En France en 2016, 3,9 millions de tonnes de produits à base de soja ont été importés d’Amérique latine, majoritairement pour l’alimentation des élevages porcins et de volaille. Sur l’ensemble de l’Europe c’est 27,8 millions de tonnes.
Les multinationales Cargill et Bunge sont particulièrement incriminées par l’enquête, incapables de fournir la traçabilité de leurs productions. Ce sont de grands importateurs de soja vers la France avec des infrastructures implantées notamment en Bretagne.

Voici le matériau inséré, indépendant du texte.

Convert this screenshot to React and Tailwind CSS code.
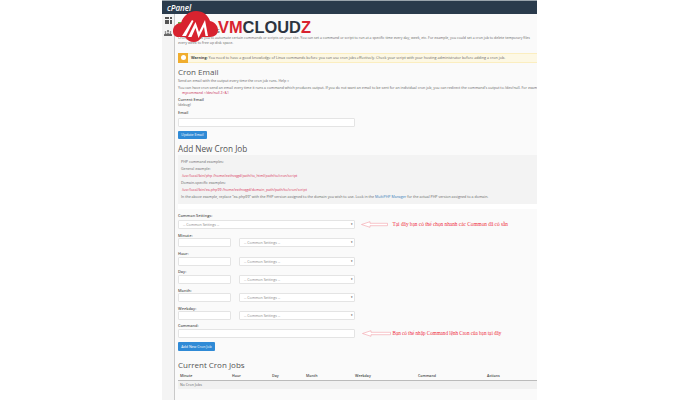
const sans = "font-['Open_Sans','Noto_Sans',sans-serif]"
const labelCls = 'text-[3.9px] leading-[5px] font-semibold text-[#555]'

function Input({ className }) {
  return <div className={`h-[9px] bg-white border border-[#e4e4e4] rounded-[1px] ${className}`} />
}

function Select({ className }) {
  return (
    <div className={`h-[9px] bg-white border border-[#e4e4e4] rounded-[1px] flex items-center justify-between pl-[4px] pr-[1px] text-[3.6px] text-[#888] ${className}`}>
      <span>-- Common Settings --</span>
      <span className="text-[3px] text-[#333]">▾</span>
    </div>
  )
}

function TimeRow({ label }) {
  return (
    <div className="mt-[3.75px]">
      <div className={labelCls}>{label}</div>
      <div className="flex gap-[8px] mt-[0.5px]">
        <Input className="w-[53px]" />
        <Select className="w-[115.5px]" />
      </div>
    </div>
  )
}

function Arrow({ w }) {
  return (
    <svg width={w} height="7" viewBox={`0 0 ${w} 7`} className="flex-none">
      <path d={`M0.5 3.5 L9 0.7 V2.3 H${w - 0.5} V4.7 H9 V6.3 Z`} fill="#fff" stroke="#f4a0a8" strokeWidth="0.6" />
    </svg>
  )
}

function Logo() {
  return (
    <div className="absolute left-[172px] top-[10px] flex items-center">
      <svg width="47" height="33" viewBox="0 0 47 33" className="flex-none">
        <path d="M1 21 C1 16 5 13 9 13 C11 6 17 1 24 1 C31 1 36 5 38 11 C43 12 46 16 46 20 C46 24 43 27 38 27 L30 27 C28 30 25 32 22 32 C18 32 15 30 13 27 L7 27 C3 27 1 25 1 21 Z" fill="#d8232f" />
        <path d="M10 26 L20 10 L21.5 11 L14 26 Z" fill="#fff" />
        <path d="M16 27 L23.5 12 L27 22 L33 10 L36 26 L33.5 26 L32 17 L26.5 28 L23.5 18 L19.5 27 Z" fill="#fff" />
      </svg>
      <div className="font-['Liberation_Sans',sans-serif] font-bold text-[16.4px] leading-none -ml-[1px] mt-[1px]">
        <span className="text-[#d8232f]">VM</span>
        <span className="text-[#2c3440]">CLOUD</span>
        <span className="text-[#d8232f]">Z</span>
      </div>
    </div>
  )
}

export default function App() {
  return (
    <div className={`w-[700px] h-[400px] bg-white flex overflow-hidden relative ${sans}`}>
      <div className="w-[375px] ml-[162px] h-[400px] flex flex-col flex-none bg-[#fafafa]">
        <div className="h-[14px] bg-[#2a3b4c] border-t border-[#9aa5ad] flex items-center pl-[5px] flex-none">
          <span className="text-white italic font-semibold text-[8px] leading-none">cPanel</span>
        </div>
        <div className="flex flex-1 min-h-0">
          <div className="w-[13px] bg-[#f4f4f4] border-r border-[#c9c9c9] flex-none flex flex-col items-center pt-[3px] gap-[6px]">
            <div className="grid grid-cols-3 gap-[0.5px]">
              {[1, 2, 3, 4, 5, 6, 7, 8, 9].map((i) => (
                <div key={i} className="w-[2px] h-[2px] bg-[#555]" />
              ))}
            </div>
            <svg width="8" height="6" viewBox="0 0 8 6">
              <path d="M0 6 V4.5 L1.5 3 L3 4 L4 2 L5 4 L6.5 3 L8 4.5 V6 Z" fill="#666" />
              <circle cx="4" cy="1" r="1" fill="#666" />
              <circle cx="1.5" cy="2" r="0.8" fill="#666" />
              <circle cx="6.5" cy="2" r="0.8" fill="#666" />
            </svg>
          </div>
          <div className="flex-1 min-w-0 pl-[3px] overflow-hidden text-[#666] text-[3.6px] leading-[5px]">
            <div className="h-[21px] flex items-end gap-[1px]">
              <div className="w-[5px] h-[5px] bg-[#6cb33f] mb-[8px] flex-none" />
              <span className="text-[8px] leading-[10px] text-[#666]">Cron Jobs</span>
            </div>
            <p className="whitespace-nowrap text-[3.5px]">Cron jobs allow you to automate certain commands or scripts on your site. You can set a command or script to run at a specific time every day, week, etc. For example, you could set a cron job to delete temporary files</p>
            <p className="whitespace-nowrap">every week to free up disk space.</p>
            <div className="mt-[7.5px] h-[10px] bg-[#fdf8e4] border-y border-[#fbeec0] flex items-center">
              <div className="w-[10px] h-[10px] bg-[#f0ad2e] flex items-center justify-center flex-none">
                <div className="w-[5px] h-[5px] rounded-full bg-white" />
              </div>
              <span className="ml-[3px] whitespace-nowrap text-[3.7px]"><b className="font-bold text-[#444]">Warning:</b> You need to have a good knowledge of Linux commands before you can use cron jobs effectively. Check your script with your hosting administrator before adding a cron job.</span>
            </div>
            <h2 className="mt-[4px] text-[8px] leading-[10px] text-[#555]">Cron Email</h2>
            <p className="mt-[1.5px] whitespace-nowrap">Send an email with the output every time the cron job runs. Help »</p>
            <p className="mt-[1.5px] whitespace-nowrap">You can have cron send an email every time it runs a command which produces output. If you do not want an email to be sent for an individual cron job, you can redirect the command's output to /dev/null. For example:</p>
            <p className="mt-[0.5px] whitespace-nowrap pl-[4px] text-[#c7254e] text-[3.4px]">mycommand &gt;/dev/null 2&gt;&amp;1</p>
            <div className={`mt-[2px] ${labelCls}`}>Current Email</div>
            <div>(debug)</div>
            <div className={`mt-[3px] ${labelCls}`}>Email</div>
            <Input className="w-[177px] mt-[2.5px] h-[8.5px]" />
            <div className="mt-[4px] w-[29px] h-[8px] bg-[#2f8ad6] rounded-[1px] text-white text-[3.6px] leading-[8px] text-center">Update Email</div>
            <h2 className="mt-[5px] text-[8.2px] leading-[10px] text-[#555]">Add New Cron Job</h2>
            <div className="mt-[1px] h-[49px] bg-[#f3f3f3] pl-[3px] pt-[3.5px] overflow-hidden text-[3.6px] leading-[7px]">
              <div>PHP command examples:</div>
              <div>General example:</div>
              <div className="text-[#d9355a] pl-[1px]">/usr/local/bin/php /home/exthvqgd/path/to_html/path/to/cron/script</div>
              <div>Domain-specific examples:</div>
              <div className="text-[#d9355a] pl-[1px]">/usr/local/bin/ea-php99 /home/exthvqgd/domain_path/path/to/cron/script</div>
              <div className="whitespace-nowrap leading-[5px] mt-[0.5px]">In the above example, replace "ea-php99" with the PHP version assigned to the domain you wish to use. Look in the <span className="text-[#337ab7]">MultiPHP Manager</span> for the actual PHP version assigned to a domain.</div>
            </div>
            <div className="h-[5px] bg-white" />
            <div className={`mt-[4.5px] ${labelCls}`}>Common Settings:</div>
            <div className="flex items-center mt-[2px]">
              <Select className="w-[176.5px] flex-none" />
              <div className="ml-[6px] flex items-center gap-[5px]">
                <Arrow w={27} />
                <span className="whitespace-nowrap font-['Liberation_Serif',serif] text-[5.3px] text-[#ef2b3c]">Tại đây bạn có thể chọn nhanh các Common đã có sẵn</span>
              </div>
            </div>
            <TimeRow label="Minute:" />
            <TimeRow label="Hour:" />
            <TimeRow label="Day:" />
            <TimeRow label="Month:" />
            <TimeRow label="Weekday:" />
            <div className={`mt-[3px] ${labelCls}`}>Command:</div>
            <div className="flex items-center mt-[1px]">
              <Input className="w-[176.5px] flex-none" />
              <div className="ml-[7px] flex items-center gap-[2px]">
                <Arrow w={29} />
                <span className="whitespace-nowrap font-['Liberation_Serif',serif] text-[5.1px] text-[#ef2b3c]">Bạn có thể nhập Command lệnh Cron của bạn tại đây</span>
              </div>
            </div>
            <div className="mt-[3.5px] w-[37px] h-[9px] bg-[#2f8ad6] rounded-[1px] text-white text-[3.6px] leading-[9px] text-center">Add New Cron Job</div>
            <h2 className="mt-[9.5px] text-[8px] leading-[10px] text-[#555]">Current Cron Jobs</h2>
            <div className="flex h-[10.5px] items-center border-b border-[#bbb] font-semibold text-[#444] text-[3.6px]">
              <div className="w-[54px] pl-[2px]">Minute</div>
              <div className="w-[40px]">Hour</div>
              <div className="w-[34px]">Day</div>
              <div className="w-[49px]">Month</div>
              <div className="w-[63px]">Weekday</div>
              <div className="w-[69px]">Command</div>
              <div>Actions</div>
            </div>
            <div className="h-[8px] bg-[#f1f1f1] pl-[2px] text-[3.6px] leading-[8px]">No Cron Jobs</div>
          </div>
        </div>
      </div>
      <Logo />
    </div>
  )
}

À la suite de ce rapport, France Nature Environnement s’est alliée à Mighty Earth et Sherpa pour écrire une lettre aux grandes entreprises françaises comme Auchan, Bigard, Carrefour ou encore Casino. Leur requête ? Que ces grandes chaînes demandent à leurs fournisseurs de cesser de s’approvisionner en soja dans ces immenses exploitations destructrices. Cette vigilance doit rentrer dans le cadre dans la récente loi votée il y a un an, sur la vigilance des maisons mères qui oblige les entreprises à mettre en place des plans pour identifier et prévoir les atteintes à l’environnement, aux droits, de l’homme, à la santé.

Même si Cargill et Bunge se sont engagés publiquement à supprimer la déforestation de leurs circuits de distribution, la déforestation continue et de nombreuses entreprises françaises sont prêtes à acheter leurs produits. Un système qui garantit la traçabilité et la transparence sur l’origine du soja est le seul moyen d’éviter que des sociétés comme celles-ci s’en tirent sur de simples déclarations publiques.